(Task to complete) Output every line of the material exactly, omitting images.

(Data lines)
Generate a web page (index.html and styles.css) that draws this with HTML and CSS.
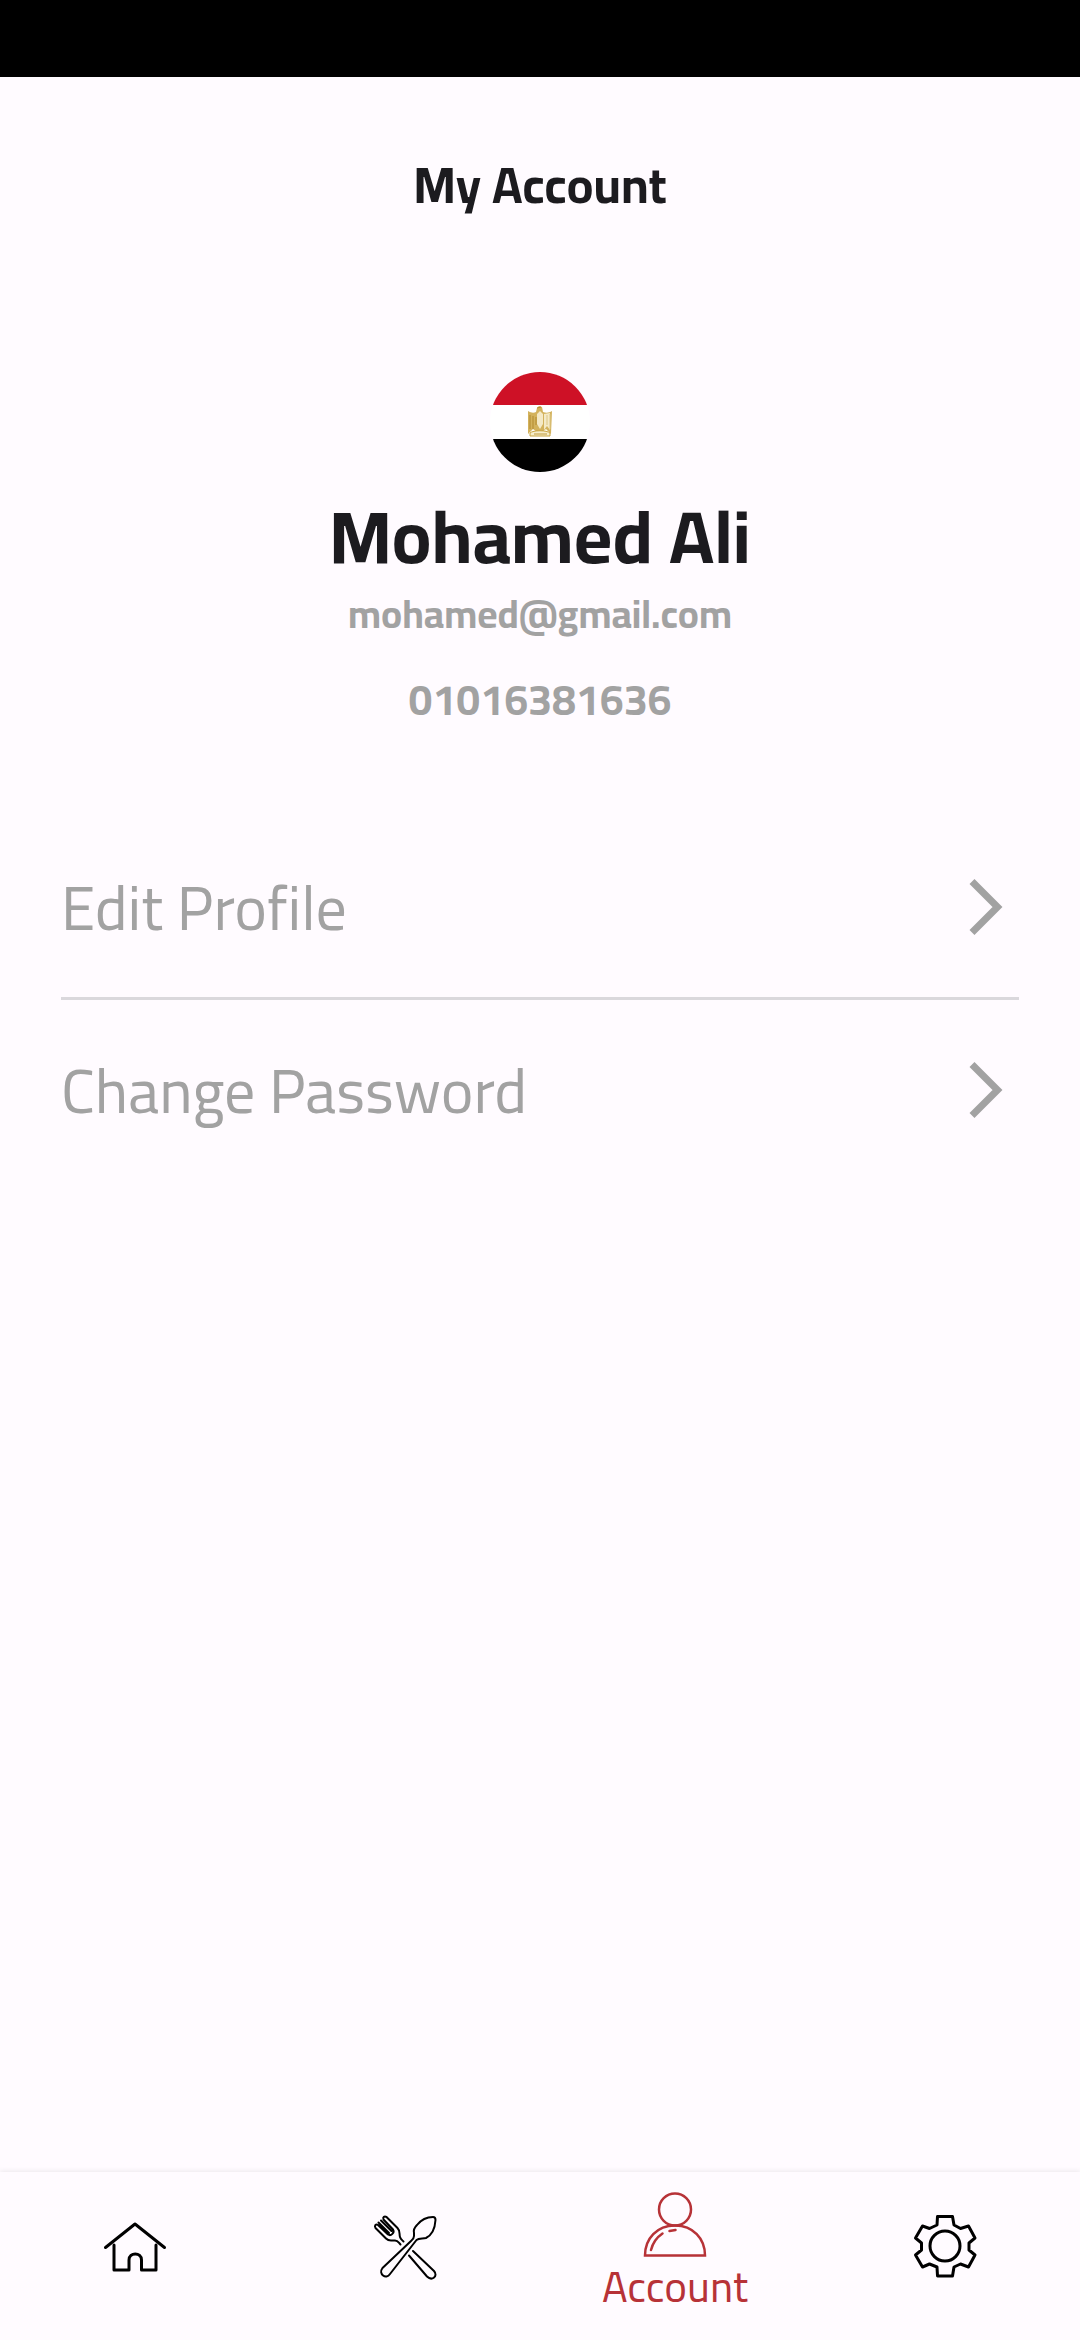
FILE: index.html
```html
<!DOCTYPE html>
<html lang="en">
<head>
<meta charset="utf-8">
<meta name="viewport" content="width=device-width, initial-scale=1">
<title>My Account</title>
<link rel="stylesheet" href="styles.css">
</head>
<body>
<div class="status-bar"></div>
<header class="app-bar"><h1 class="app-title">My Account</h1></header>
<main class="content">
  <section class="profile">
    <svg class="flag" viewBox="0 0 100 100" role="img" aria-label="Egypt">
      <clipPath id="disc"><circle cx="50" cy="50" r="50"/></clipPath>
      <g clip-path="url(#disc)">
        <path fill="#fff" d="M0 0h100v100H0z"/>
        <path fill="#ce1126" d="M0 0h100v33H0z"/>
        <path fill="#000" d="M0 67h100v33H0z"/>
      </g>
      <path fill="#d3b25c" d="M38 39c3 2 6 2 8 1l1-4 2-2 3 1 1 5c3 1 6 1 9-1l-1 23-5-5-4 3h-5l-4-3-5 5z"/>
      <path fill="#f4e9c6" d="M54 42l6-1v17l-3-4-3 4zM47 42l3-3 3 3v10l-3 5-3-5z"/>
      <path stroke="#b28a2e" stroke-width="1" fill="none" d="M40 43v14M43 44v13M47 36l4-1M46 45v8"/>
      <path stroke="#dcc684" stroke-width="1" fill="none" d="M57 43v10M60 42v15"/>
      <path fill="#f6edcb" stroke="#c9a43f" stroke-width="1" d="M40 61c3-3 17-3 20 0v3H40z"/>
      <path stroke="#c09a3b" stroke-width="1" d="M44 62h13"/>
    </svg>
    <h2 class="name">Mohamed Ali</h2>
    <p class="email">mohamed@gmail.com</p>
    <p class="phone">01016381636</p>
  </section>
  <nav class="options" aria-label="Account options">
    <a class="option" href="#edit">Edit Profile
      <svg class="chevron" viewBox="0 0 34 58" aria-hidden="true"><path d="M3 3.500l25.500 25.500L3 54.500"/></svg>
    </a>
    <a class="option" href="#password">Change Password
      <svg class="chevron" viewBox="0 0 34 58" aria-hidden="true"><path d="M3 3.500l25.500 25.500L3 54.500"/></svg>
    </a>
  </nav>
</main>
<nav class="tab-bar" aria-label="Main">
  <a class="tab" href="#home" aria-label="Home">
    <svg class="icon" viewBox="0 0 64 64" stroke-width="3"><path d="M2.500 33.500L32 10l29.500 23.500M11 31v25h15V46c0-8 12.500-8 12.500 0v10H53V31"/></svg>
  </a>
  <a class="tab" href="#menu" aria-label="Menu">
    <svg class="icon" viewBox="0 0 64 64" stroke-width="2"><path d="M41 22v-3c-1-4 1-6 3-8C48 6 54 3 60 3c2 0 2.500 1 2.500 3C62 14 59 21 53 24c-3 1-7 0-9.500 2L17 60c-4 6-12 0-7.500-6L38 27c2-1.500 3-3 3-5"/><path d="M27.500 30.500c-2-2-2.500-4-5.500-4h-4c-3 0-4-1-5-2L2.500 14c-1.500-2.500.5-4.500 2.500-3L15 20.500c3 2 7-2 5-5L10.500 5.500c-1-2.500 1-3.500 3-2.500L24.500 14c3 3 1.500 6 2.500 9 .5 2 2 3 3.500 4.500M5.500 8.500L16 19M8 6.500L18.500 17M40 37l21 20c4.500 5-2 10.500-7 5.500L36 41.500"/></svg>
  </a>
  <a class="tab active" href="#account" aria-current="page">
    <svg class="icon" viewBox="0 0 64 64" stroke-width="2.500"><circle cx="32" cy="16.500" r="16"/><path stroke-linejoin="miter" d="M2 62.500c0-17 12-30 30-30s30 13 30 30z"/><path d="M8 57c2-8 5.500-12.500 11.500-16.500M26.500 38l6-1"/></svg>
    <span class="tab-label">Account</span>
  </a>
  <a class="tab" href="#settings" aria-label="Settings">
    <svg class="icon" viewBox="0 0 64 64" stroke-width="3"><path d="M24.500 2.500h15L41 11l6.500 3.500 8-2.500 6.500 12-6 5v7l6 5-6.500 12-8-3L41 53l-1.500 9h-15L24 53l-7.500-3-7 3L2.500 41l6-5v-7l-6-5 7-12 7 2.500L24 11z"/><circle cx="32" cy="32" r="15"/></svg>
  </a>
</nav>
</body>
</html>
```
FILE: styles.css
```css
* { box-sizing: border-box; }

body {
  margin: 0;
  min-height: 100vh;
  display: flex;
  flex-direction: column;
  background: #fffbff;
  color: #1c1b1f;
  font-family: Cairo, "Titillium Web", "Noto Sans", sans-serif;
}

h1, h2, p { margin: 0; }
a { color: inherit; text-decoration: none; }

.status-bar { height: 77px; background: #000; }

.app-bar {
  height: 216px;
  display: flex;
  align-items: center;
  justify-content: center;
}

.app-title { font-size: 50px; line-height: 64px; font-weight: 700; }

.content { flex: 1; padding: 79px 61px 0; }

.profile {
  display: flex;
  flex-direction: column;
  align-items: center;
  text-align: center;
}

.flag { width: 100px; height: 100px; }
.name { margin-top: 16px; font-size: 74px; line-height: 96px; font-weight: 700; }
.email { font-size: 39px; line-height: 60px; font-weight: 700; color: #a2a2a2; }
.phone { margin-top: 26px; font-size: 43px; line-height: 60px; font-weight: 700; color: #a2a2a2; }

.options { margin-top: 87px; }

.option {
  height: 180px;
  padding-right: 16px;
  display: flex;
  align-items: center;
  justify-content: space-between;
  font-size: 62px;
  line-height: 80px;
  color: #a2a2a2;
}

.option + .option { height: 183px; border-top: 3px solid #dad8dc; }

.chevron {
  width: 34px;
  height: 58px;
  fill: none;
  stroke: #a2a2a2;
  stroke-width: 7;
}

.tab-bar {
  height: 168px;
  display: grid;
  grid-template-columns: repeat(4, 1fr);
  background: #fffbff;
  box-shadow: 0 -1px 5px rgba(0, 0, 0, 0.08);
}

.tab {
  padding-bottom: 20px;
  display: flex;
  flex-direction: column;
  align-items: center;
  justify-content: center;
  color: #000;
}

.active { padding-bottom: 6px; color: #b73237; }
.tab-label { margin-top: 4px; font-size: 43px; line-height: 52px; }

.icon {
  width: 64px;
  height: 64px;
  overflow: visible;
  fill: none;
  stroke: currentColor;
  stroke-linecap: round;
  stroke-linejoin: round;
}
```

(Complete answer)
Generate a web page (index.html and styles.css) that draws this with HTML and CSS.
FILE: index.html
```html
<!DOCTYPE html>
<html lang="en">
<head>
<meta charset="utf-8">
<meta name="viewport" content="width=device-width, initial-scale=1">
<title>My Account</title>
<link rel="stylesheet" href="styles.css">
</head>
<body>
<div class="status-bar"></div>
<header class="app-bar"><h1 class="app-title">My Account</h1></header>
<main class="content">
  <section class="profile">
    <svg class="flag" viewBox="0 0 100 100" role="img" aria-label="Egypt">
      <clipPath id="disc"><circle cx="50" cy="50" r="50"/></clipPath>
      <g clip-path="url(#disc)">
        <path fill="#fff" d="M0 0h100v100H0z"/>
        <path fill="#ce1126" d="M0 0h100v33H0z"/>
        <path fill="#000" d="M0 67h100v33H0z"/>
      </g>
      <path fill="#d3b25c" d="M38 39c3 2 6 2 8 1l1-4 2-2 3 1 1 5c3 1 6 1 9-1l-1 23-5-5-4 3h-5l-4-3-5 5z"/>
      <path fill="#f4e9c6" d="M54 42l6-1v17l-3-4-3 4zM47 42l3-3 3 3v10l-3 5-3-5z"/>
      <path stroke="#b28a2e" stroke-width="1" fill="none" d="M40 43v14M43 44v13M47 36l4-1M46 45v8"/>
      <path stroke="#dcc684" stroke-width="1" fill="none" d="M57 43v10M60 42v15"/>
      <path fill="#f6edcb" stroke="#c9a43f" stroke-width="1" d="M40 61c3-3 17-3 20 0v3H40z"/>
      <path stroke="#c09a3b" stroke-width="1" d="M44 62h13"/>
    </svg>
    <h2 class="name">Mohamed Ali</h2>
    <p class="email">mohamed@gmail.com</p>
    <p class="phone">01016381636</p>
  </section>
  <nav class="options" aria-label="Account options">
    <a class="option" href="#edit">Edit Profile
      <svg class="chevron" viewBox="0 0 34 58" aria-hidden="true"><path d="M3 3.500l25.500 25.500L3 54.500"/></svg>
    </a>
    <a class="option" href="#password">Change Password
      <svg class="chevron" viewBox="0 0 34 58" aria-hidden="true"><path d="M3 3.500l25.500 25.500L3 54.500"/></svg>
    </a>
  </nav>
</main>
<nav class="tab-bar" aria-label="Main">
  <a class="tab" href="#home" aria-label="Home">
    <svg class="icon" viewBox="0 0 64 64" stroke-width="3"><path d="M2.500 33.500L32 10l29.500 23.500M11 31v25h15V46c0-8 12.500-8 12.500 0v10H53V31"/></svg>
  </a>
  <a class="tab" href="#menu" aria-label="Menu">
    <svg class="icon" viewBox="0 0 64 64" stroke-width="2"><path d="M41 22v-3c-1-4 1-6 3-8C48 6 54 3 60 3c2 0 2.500 1 2.500 3C62 14 59 21 53 24c-3 1-7 0-9.500 2L17 60c-4 6-12 0-7.500-6L38 27c2-1.500 3-3 3-5"/><path d="M27.500 30.500c-2-2-2.500-4-5.500-4h-4c-3 0-4-1-5-2L2.500 14c-1.500-2.500.5-4.500 2.500-3L15 20.500c3 2 7-2 5-5L10.500 5.500c-1-2.500 1-3.500 3-2.500L24.500 14c3 3 1.500 6 2.500 9 .5 2 2 3 3.500 4.500M5.500 8.500L16 19M8 6.500L18.500 17M40 37l21 20c4.500 5-2 10.500-7 5.500L36 41.500"/></svg>
  </a>
  <a class="tab active" href="#account" aria-current="page">
    <svg class="icon" viewBox="0 0 64 64" stroke-width="2.500"><circle cx="32" cy="16.500" r="16"/><path stroke-linejoin="miter" d="M2 62.500c0-17 12-30 30-30s30 13 30 30z"/><path d="M8 57c2-8 5.500-12.500 11.500-16.500M26.500 38l6-1"/></svg>
    <span class="tab-label">Account</span>
  </a>
  <a class="tab" href="#settings" aria-label="Settings">
    <svg class="icon" viewBox="0 0 64 64" stroke-width="3"><path d="M24.500 2.500h15L41 11l6.500 3.500 8-2.500 6.500 12-6 5v7l6 5-6.500 12-8-3L41 53l-1.500 9h-15L24 53l-7.500-3-7 3L2.500 41l6-5v-7l-6-5 7-12 7 2.500L24 11z"/><circle cx="32" cy="32" r="15"/></svg>
  </a>
</nav>
</body>
</html>
```
FILE: styles.css
```css
* { box-sizing: border-box; }

body {
  margin: 0;
  min-height: 100vh;
  display: flex;
  flex-direction: column;
  background: #fffbff;
  color: #1c1b1f;
  font-family: Cairo, "Titillium Web", "Noto Sans", sans-serif;
}

h1, h2, p { margin: 0; }
a { color: inherit; text-decoration: none; }

.status-bar { height: 77px; background: #000; }

.app-bar {
  height: 216px;
  display: flex;
  align-items: center;
  justify-content: center;
}

.app-title { font-size: 50px; line-height: 64px; font-weight: 700; }

.content { flex: 1; padding: 79px 61px 0; }

.profile {
  display: flex;
  flex-direction: column;
  align-items: center;
  text-align: center;
}

.flag { width: 100px; height: 100px; }
.name { margin-top: 16px; font-size: 74px; line-height: 96px; font-weight: 700; }
.email { font-size: 39px; line-height: 60px; font-weight: 700; color: #a2a2a2; }
.phone { margin-top: 26px; font-size: 43px; line-height: 60px; font-weight: 700; color: #a2a2a2; }

.options { margin-top: 87px; }

.option {
  height: 180px;
  padding-right: 16px;
  display: flex;
  align-items: center;
  justify-content: space-between;
  font-size: 62px;
  line-height: 80px;
  color: #a2a2a2;
}

.option + .option { height: 183px; border-top: 3px solid #dad8dc; }

.chevron {
  width: 34px;
  height: 58px;
  fill: none;
  stroke: #a2a2a2;
  stroke-width: 7;
}

.tab-bar {
  height: 168px;
  display: grid;
  grid-template-columns: repeat(4, 1fr);
  background: #fffbff;
  box-shadow: 0 -1px 5px rgba(0, 0, 0, 0.08);
}

.tab {
  padding-bottom: 20px;
  display: flex;
  flex-direction: column;
  align-items: center;
  justify-content: center;
  color: #000;
}

.active { padding-bottom: 6px; color: #b73237; }
.tab-label { margin-top: 4px; font-size: 43px; line-height: 52px; }

.icon {
  width: 64px;
  height: 64px;
  overflow: visible;
  fill: none;
  stroke: currentColor;
  stroke-linecap: round;
  stroke-linejoin: round;
}
```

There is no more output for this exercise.